In the lab, Professor Arima and his students investigate the influence of ICT on local commerce and governance, as well as the role played by information systems within organizational management. To do so, they look at scores of statistical data and the results of resident opinion and business surveys. The scope of this research is vast – it even takes into account the effect of ICT on the demand for culture and arts.
"Whereas civil engineering changes the world physically, social engineering is a field that seeks to make society better by influencing the people and organizations that make up communities. Survey-based opinion polls are extremely important," Arima says.
According to Arima, software like SAS® provides advanced statistical analysis through programming, but JMP provides an added advantage: Researchers can analyze results with just a few clicks of the mouse.
To prepare his class to address questions that arise in the field, Arima covers topics such as the use of government statistics, design of survey questionnaires, sampling methods, techniques and problems related to carrying out surveys, data cleansing, data conversion and support for big data.
"The data gathered from surveys tends to be dirty, " he says. "Mistakes occur during the re-entry of data collected by paper or fax, and data with questionable legitimacy gets mixed in. But if you can collect clean data, JMP ensures high-quality analysis."
In 2006, Arima’s lab carried out a survey to quantitatively evaluate the needs of citizens in Itami City in regard to a local portal site.

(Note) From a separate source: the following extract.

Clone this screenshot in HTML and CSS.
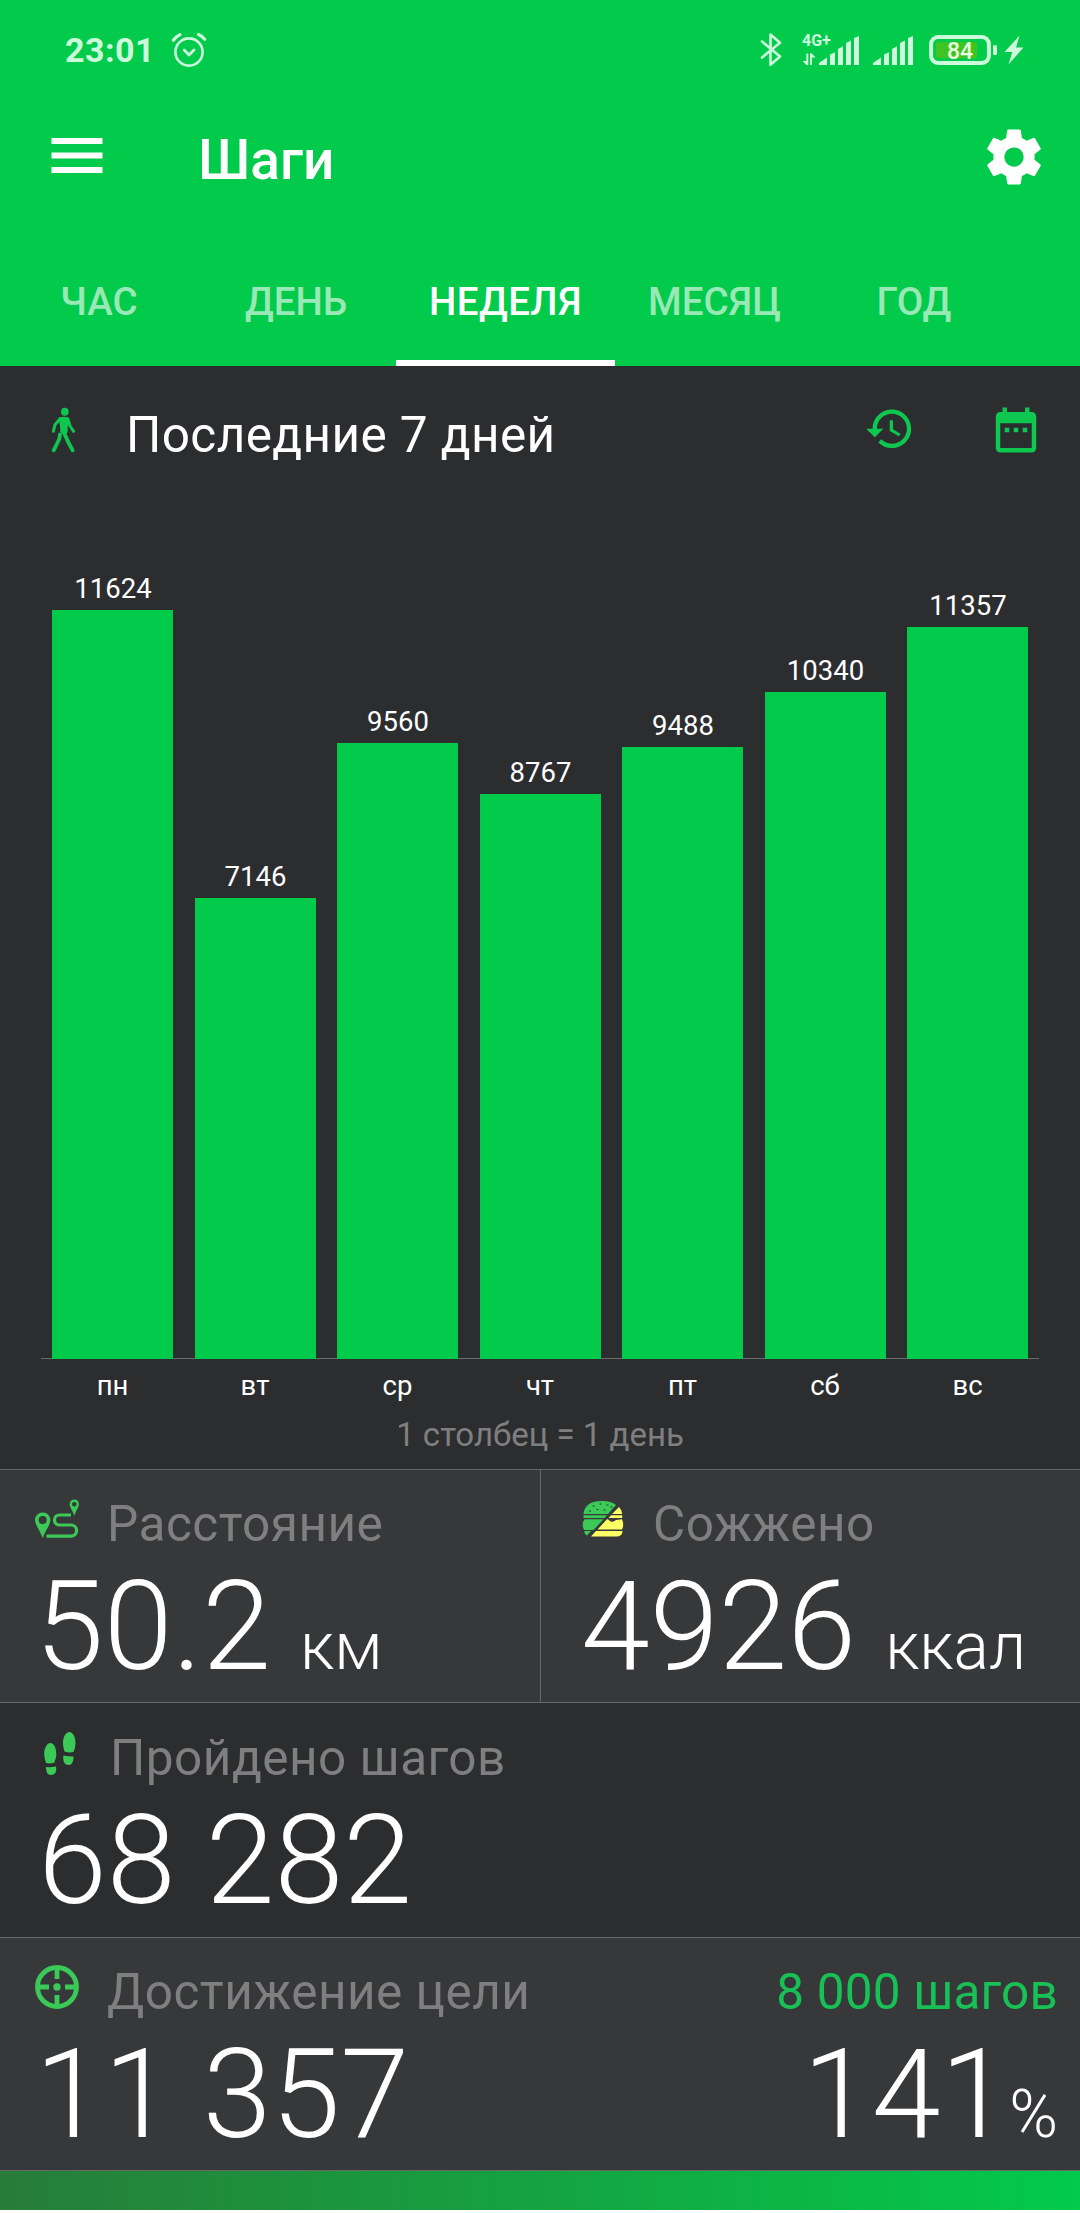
FILE: index.html
```
<!DOCTYPE html>
<html lang="ru">
<head>
<meta charset="utf-8">
<title>Шаги</title>
<link rel="stylesheet" href="styles.css">
</head>
<body>
<header class="top">
  <div class="status">
    <span class="clock">23:01</span>
    <svg class="alarm" width="36" height="36" viewBox="0 0 36 36" fill="none" stroke="currentColor" stroke-linecap="round" stroke-linejoin="round">
      <circle cx="18" cy="20" r="13.6" stroke-width="2.6"/>
      <path d="M13.2 18l4.8 5 5-5" stroke-width="2.8"/>
      <path d="M2.3 8.3Q5 4.500 9 2.600M33.700 7.200Q31 4 27.500 2.600" stroke-width="3.200"/>
    </svg>
    <div class="status-icons">
      <svg class="bt" width="22" height="36" viewBox="0 0 22 36" fill="none" stroke="currentColor" stroke-width="2.600" stroke-linejoin="round" stroke-linecap="round">
        <path d="M2 9.500L20 24.500 10.500 32.800V2.500L20 10.800 2 25.500"/>
      </svg>
      <svg class="net" width="57" height="46" viewBox="0 -6 57 46" fill="currentColor">
        <text class="net-text" x="0" y="13">4G+</text>
        <path d="M4.300 20.500h2V32h-2L.5 28h3.800zM8 20.500h2l3.500 4H10V32H8z"/>
        <path d="M17 32v-2l8-5.500V32zM28 32V21.500l5-2.300V32zM36 32V16l5-2.700V32zM44 32V10l5-2.600V32zM52 32V5l5-2v29z"/>
      </svg>
      <svg class="sig" width="40" height="34" viewBox="17 0 40 34" fill="currentColor">
        <path d="M17 32v-2l8-5.500V32zM28 32V21.500l5-2.300V32zM36 32V16l5-2.700V32zM44 32V10l5-2.600V32zM52 32V5l5-2v29z"/>
      </svg>
      <svg class="batt" width="68" height="30" viewBox="0 0 68 30">
        <rect x="7" y="7" width="41" height="16" rx="2" fill="#40c41f"/>
        <rect x="2.100" y="2.100" width="57.800" height="25.800" rx="7" fill="none" stroke="currentColor" stroke-width="4"/>
        <rect x="64" y="10" width="4" height="10" rx="1.500" fill="currentColor"/>
        <text class="batt-text" x="31" y="24" text-anchor="middle">84</text>
      </svg>
      <svg width="20" height="30" viewBox="0 0 20 30" fill="currentColor"><path d="M15.500.5L.5 17h7.800L4.500 29.500 19.500 12.500h-7.500z"/></svg>
    </div>
  </div>
  <div class="appbar">
    <svg class="menu" width="52" height="36" viewBox="0 0 52 36" fill="currentColor"><path d="M.5 0h51v6H.5zM.5 14.500h51v6H.5zM.5 29h51v6H.5z"/></svg>
    <h1 class="title">Шаги</h1>
    <svg class="gear" width="66" height="66" viewBox="0 0 24 24" fill="currentColor"><path d="M19.430 12.980c.04-.32.07-.64.07-.98s-.03-.66-.07-.98l2.110-1.650c.19-.15.24-.42.12-.64l-2-3.460c-.12-.22-.39-.3-.61-.22l-2.490 1c-.52-.4-1.080-.73-1.690-.98l-.38-2.650C14.460 2.180 14.250 2 14 2h-4c-.25 0-.46.18-.49.42l-.38 2.650c-.61.25-1.170.59-1.690.98l-2.490-1c-.23-.09-.49 0-.61.22l-2 3.460c-.13.22-.07.49.12.64l2.110 1.650c-.04.32-.07.65-.07.98s.03.66.07.98l-2.110 1.650c-.19.15-.24.42-.12.64l2 3.460c.12.22.39.3.61.22l2.490-1c.52.4 1.080.73 1.690.98l.38 2.650c.03.24.24.42.49.42h4c.25 0 .46-.18.49-.42l.38-2.650c.61-.25 1.170-.59 1.690-.98l2.490 1c.23.09.49 0 .61-.22l2-3.460c.12-.22.07-.49-.12-.64l-2.110-1.650zM12 15.500c-1.930 0-3.500-1.570-3.500-3.500s1.570-3.500 3.500-3.500 3.500 1.570 3.500 3.500-1.570 3.500-3.500 3.500z"/></svg>
  </div>
  <nav class="tabs">
    <a class="tab">ЧАС</a>
    <a class="tab tab-day">ДЕНЬ</a>
    <a class="tab tab-week">НЕДЕЛЯ</a>
    <a class="tab tab-month">МЕСЯЦ</a>
    <a class="tab tab-year">ГОД</a>
  </nav>
</header>

<main>
  <section class="chart-panel">
    <div class="period">
      <svg class="walker" width="50" height="70" viewBox="0 0 150 210" fill="none" stroke="currentColor" stroke-linecap="round" stroke-linejoin="round">
        <ellipse cx="74.500" cy="50" rx="11.500" ry="12" fill="currentColor" stroke="none"/>
        <path d="M61 67Q72 64 84 67Q90 70 88 80L83 95V112L74 120L61 112L60 92L56 72z" fill="currentColor" stroke="none"/>
        <path d="M60 71L45 89 40 109M84 73L90 93 101 109" stroke-width="9"/>
        <path d="M60 118L58 132 41 166M70 108L83 138 98 166" stroke-width="11.500"/>
      </svg>
      <h2 class="period-name">Последние 7 дней</h2>
      <svg class="history" width="51.500" height="51.500" viewBox="0 0 24 24" fill="currentColor"><path d="M13 3c-4.970 0-9 4.030-9 9H1l3.890 3.890.07.14L9 12H6c0-3.870 3.130-7 7-7s7 3.130 7 7-3.130 7-7 7c-1.930 0-3.680-.79-4.940-2.060l-1.420 1.420C8.270 19.990 10.510 21 13 21c4.970 0 9-4.030 9-9s-4.030-9-9-9zm-1 5v5l4.280 2.540.72-1.210-3.500-2.080V8H12z"/></svg>
      <svg class="calendar" width="54" height="54" viewBox="0 0 24 24" fill="currentColor"><path d="M9 11H7v2h2v-2zm4 0h-2v2h2v-2zm4 0h-2v2h2v-2zm2-7h-1V2h-2v2H8V2H6v2H5c-1.110 0-1.990.9-1.990 2L3 20c0 1.100.89 2 2 2h14c1.100 0 2-.9 2-2V6c0-1.100-.9-2-2-2zm0 16H5V9h14v11z"/></svg>
    </div>
    <div class="bars">
      <div class="col"><span class="num">11624</span><div class="bar" style="height:749px"></div></div>
      <div class="col"><span class="num">7146</span><div class="bar" style="height:461px"></div></div>
      <div class="col"><span class="num">9560</span><div class="bar" style="height:616px"></div></div>
      <div class="col"><span class="num">8767</span><div class="bar" style="height:565px"></div></div>
      <div class="col"><span class="num">9488</span><div class="bar" style="height:612px"></div></div>
      <div class="col"><span class="num">10340</span><div class="bar" style="height:667px"></div></div>
      <div class="col"><span class="num">11357</span><div class="bar" style="height:732px"></div></div>
    </div>
    <div class="days"><span>пн</span><span>вт</span><span>ср</span><span>чт</span><span>пт</span><span>сб</span><span>вс</span></div>
    <p class="legend">1 столбец = 1 день</p>
  </section>

  <section class="row light">
    <div class="card distance">
      <div class="head">
        <svg width="44" height="44" viewBox="0 0 44 44">
          <path fill="currentColor" fill-rule="evenodd" d="M7.700 15.500C3.400 15.500 0 18.800 0 22.800 0 28 4.800 33 7.700 41 10.600 33 15.400 28 15.400 22.800 15.400 18.800 12 15.500 7.700 15.500zM7.700 19a4 4 0 1 1 0 8 4 4 0 0 1 0-8zM39.300 2.500C36.700 2.500 34.700 4.500 34.700 7.200 34.700 10.500 37.600 13 39.300 19 41 13 43.900 10.500 43.900 7.200 43.900 4.500 41.900 2.500 39.300 2.500zM39.300 5a2.300 2.300 0 1 1 0 4.600 2.300 2.300 0 0 1 0-4.600z"/>
          <path fill="none" stroke="currentColor" stroke-width="3.200" d="M36 18H24.500a4.900 4.900 0 0 0 0 10H36a5.600 5.600 0 0 1 0 11.200H11.500"/>
        </svg>
        <span class="label">Расстояние</span>
      </div>
      <div class="value">50.2<span class="unit">км</span></div>
    </div>
    <div class="card burned">
      <div class="head">
        <svg width="44" height="44" viewBox="0 0 44 44">
          <path fill="currentColor" d="M2.500 17C3 8.500 10 4 21 4 27.500 4 32 5.500 35 8L27 17z"/>
          <path fill="currentColor" d="M2.500 18.200H26L23.500 21H2.500zM3.500 22.200H22.500L12.500 33H3Q0 27 3.500 22.200zM3.500 34H10L6 38.500Q3 37.500 3.500 34z"/>
          <path fill="#ffff66" d="M38 10Q41 13 41.200 17H31zM30 18.200H41.200V21H27.500zM26 22.200H27Q31 27 35 23L41 22.200Q43.500 28 41 32.500H16.500zM15 34H41.500Q41.500 39 36 39.500H10z"/>
          <path fill="none" stroke="#2c2d2f" stroke-width="1.200" stroke-linecap="round" d="M12 9h1M19 7h1M26 8h1M8.500 14h1M16 12.500h1M23 13h1M30 10h1"/>
        </svg>
        <span class="label">Сожжено</span>
      </div>
      <div class="value">4926<span class="unit">ккал</span></div>
    </div>
  </section>

  <section class="row middle">
    <div class="card steps">
      <div class="head">
        <svg width="44" height="44" viewBox="0 0 44 44" fill="currentColor">
          <path d="M15.500 12C11.500 12 9 18 9.200 23.500 9.300 27 10.500 30 11 32Q15.500 33 19.500 31.500C20 29 21.300 26.500 21.300 23.500 21.300 17 19 12 15.500 12zM11 36Q15.500 36.500 21 35.500C22 40.500 20 44 16 44 12.500 44 11 41 11 36z"/>
          <path d="M34.500 1C30.500 1 28 6.500 28 12 28 15.500 29 18 29.500 20.500Q34 22 38.500 21C39.500 18 40.500 16 40.500 12 40.500 6 38 1 34.500 1zM28.500 24.500Q33 25.500 38.500 25.500C38.500 31 37 34 33.500 34 29.500 34 27.500 30 28.500 24.500z"/>
        </svg>
        <span class="label">Пройдено шагов</span>
      </div>
      <div class="value">68 282</div>
    </div>
  </section>

  <section class="row light">
    <div class="card goal">
      <div class="head">
        <svg width="44" height="44" viewBox="0 0 44 44" fill="none" stroke="currentColor" stroke-width="4.800">
          <circle cx="22" cy="22" r="19.500"/>
          <circle cx="22" cy="22" r="3.700" fill="currentColor" stroke="none"/>
          <path d="M22 2v12M22 30v12M2 22h12M30 22h12"/>
        </svg>
        <span class="label">Достижение цели</span>
        <span class="target">8 000 шагов</span>
      </div>
      <div class="value split"><span>11 357</span><span>141<span class="percent">%</span></span></div>
    </div>
  </section>
  <div class="progress"></div>
</main>
</body>
</html>
```
FILE: styles.css
```
* { box-sizing: border-box; }

body {
  margin: 0;
  background: #fff;
  color: #fff;
  font-family: Roboto, "Noto Sans", sans-serif;
}

svg { display: block; flex: none; }

h1, h2, p { margin: 0; }

.top {
  height: 366px;
  background: #02ca4b;
}

/* Status bar */
.status {
  display: flex;
  align-items: center;
  height: 99px;
  padding: 0 56px 0 65px;
  color: #ccfadb;
}

.clock {
  width: 106px;
  font-size: 34px;
  font-weight: 700;
  letter-spacing: .5px;
}

.status-icons {
  display: flex;
  align-items: center;
  height: 98px;
  margin-left: auto;
}

.bt { margin-right: 20px; }
.net { margin-right: 14px; }
.sig { margin-right: 16px; }
.batt { margin-right: 7px; }

.net-text {
  font-size: 16px;
  font-weight: 700;
}

.batt-text {
  font-size: 23px;
  font-weight: 500;
  fill: #e9ffe0;
}

/* App bar */
.appbar {
  display: flex;
  align-items: center;
  height: 118px;
  margin: 2px 0 19px;
  padding: 0 33px 0 51px;
}

.menu {
  margin-bottom: 8px;
}

.title {
  margin-left: 95px;
  font-size: 55px;
  font-weight: 500;
}

.gear {
  margin: 0 0 6px auto;
}

/* Tabs */
.tabs {
  display: flex;
}

.tab {
  width: 198px;
  height: 128px;
  font-size: 38.5px;
  font-weight: 500;
  line-height: 128px;
  text-align: center;
  color: rgba(255, 255, 255, .6);
}

.tab-week {
  width: 219px;
  color: #fff;
  letter-spacing: .4px;
  box-shadow: inset 0 -6px #fff;
}

.tab-month { width: 201px; }

.tab-day, .tab-month, .tab-year { padding-right: 2px; }

/* Chart */
.chart-panel {
  height: 1103px;
  background: #2c2d2f;
}

.period {
  display: flex;
  align-items: center;
  height: 138px;
  padding: 0 37px 0 40px;
  color: #0ec750;
}

.walker { margin: 0 36px 10px 0; }

.period-name {
  font-size: 49.5px;
  font-weight: 400;
  letter-spacing: .4px;
  color: #fff;
}

.history { margin: 0 74px 12px auto; }
.calendar { margin-bottom: 11px; }

.bars {
  display: flex;
  align-items: flex-end;
  justify-content: space-between;
  height: 855px;
  margin: 0 41px;
  padding: 0 11px;
  background: linear-gradient(#6b6c6d, #6b6c6d) bottom / 100% 1px no-repeat;
}

.col {
  display: flex;
  flex-direction: column;
  align-items: center;
  width: 121px;
}

.num {
  margin-bottom: 5px;
  padding-left: 1px;
  font-size: 27.5px;
  line-height: 32px;
}

.bar {
  width: 100%;
  background: #02ca4b;
}

.days {
  display: flex;
  justify-content: space-between;
  padding: 0 52px;
  font-size: 27.5px;
  line-height: 53px;
  text-align: center;
}

.days span { width: 121px; }

.legend {
  font-size: 33px;
  line-height: 46px;
  text-align: center;
  color: #7f7f7f;
}

/* Summary */
.row {
  display: flex;
  height: 233px;
  background: #2c2d2f;
  border-top: 1px solid #66686a;
}

.middle { height: 235px; }

.light { background: #373839; }

.card {
  flex: 1;
  padding: 0 22px 0 35px;
}

.distance { flex: 0 0 540px; }

.burned {
  border-left: 1px solid #66686a;
  padding-left: 40px;
}

.steps { padding-top: 1px; }
.steps .value { padding-left: 3px; }

.head {
  display: flex;
  height: 108px;
  font-size: 49.5px;
  line-height: 108px;
  color: #3bc958;
}

.head svg { margin-top: 27px; }

.label {
  margin-left: 28px;
  letter-spacing: .5px;
  color: #7f7f7f;
}

.steps .label { margin-left: 31px; }

.target {
  margin-left: auto;
  letter-spacing: .2px;
  color: #18c155;
}

.value {
  font-size: 124px;
  font-weight: 300;
  line-height: 97px;
  white-space: nowrap;
}

.split {
  display: flex;
  justify-content: space-between;
}

.unit, .percent {
  font-size: 66px;
  line-height: 1;
}

.unit { margin-left: 29px; }

/* Goal progress */
.progress {
  height: 40px;
  background: linear-gradient(90deg, #277c38, #02ca4b);
  border-top: 1px solid #66686a;
}
```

What kinds of information were residents seeking? In which formats did they want to view results? And through which organizations should information be provided?
By applying a conjoint analysis, Arima and his students clarified the preference structure for managing organization/information provided/cost allocation. In concrete terms, the team presented 12 profiles generated from three attributes (e.g., information content, use fee, managing organization) and four levels. They also used three distinct types of answer methods (e.g., yes/no evaluation, five-level rating evaluation, ordered evaluation).
However, the presumed results indicated no significant deviation between the three methodologies. "We learned that instead of the cumbersome rank logit model for ranked evaluations, even with a yes/no evaluation which allows respondents to answer intuitively, it was possible to get data that did not introduce significant deviation," Arima notes.
Arima is currently exploring the use of stated and revealed preference data in big data analytics. "Even in this era of big data, a double-pronged approach is necessary. And more thought must be given to questionnaire design and the cleaning of collected data. We will continue to research how conjoint analysis can help achieve a deeper understanding of consumer behavior and resident preference in order to assist companies and local governments in structural improvements."
As a regional institution, the University of Hyogo has a community mandate—it strives to provide value not only to its students but to its community neighbors as well. And those two goals can be achieved in tandem, especially when it comes to social systems engineering. The University’s goal is to produce analytically-minded graduates who will contribute to their communities and to society at large.
Tailoring local policy to meet the needs of the community is a theme that is echoed in his research – and that of his students. Take for example their ongoing work promoting public safety. Arima is now working on the development of a smartphone app that can determine whether a neighborhood is dangerous using the phone’s GPS function and referring to a variety of hazard maps for that location.
In the near future, he plans on running a survey of local hazard maps across Japan. And it seems likely, his students say, that JMP will have a big role to play in that project as well.
Since programming expertise isn’t required for JMP, students will see real results.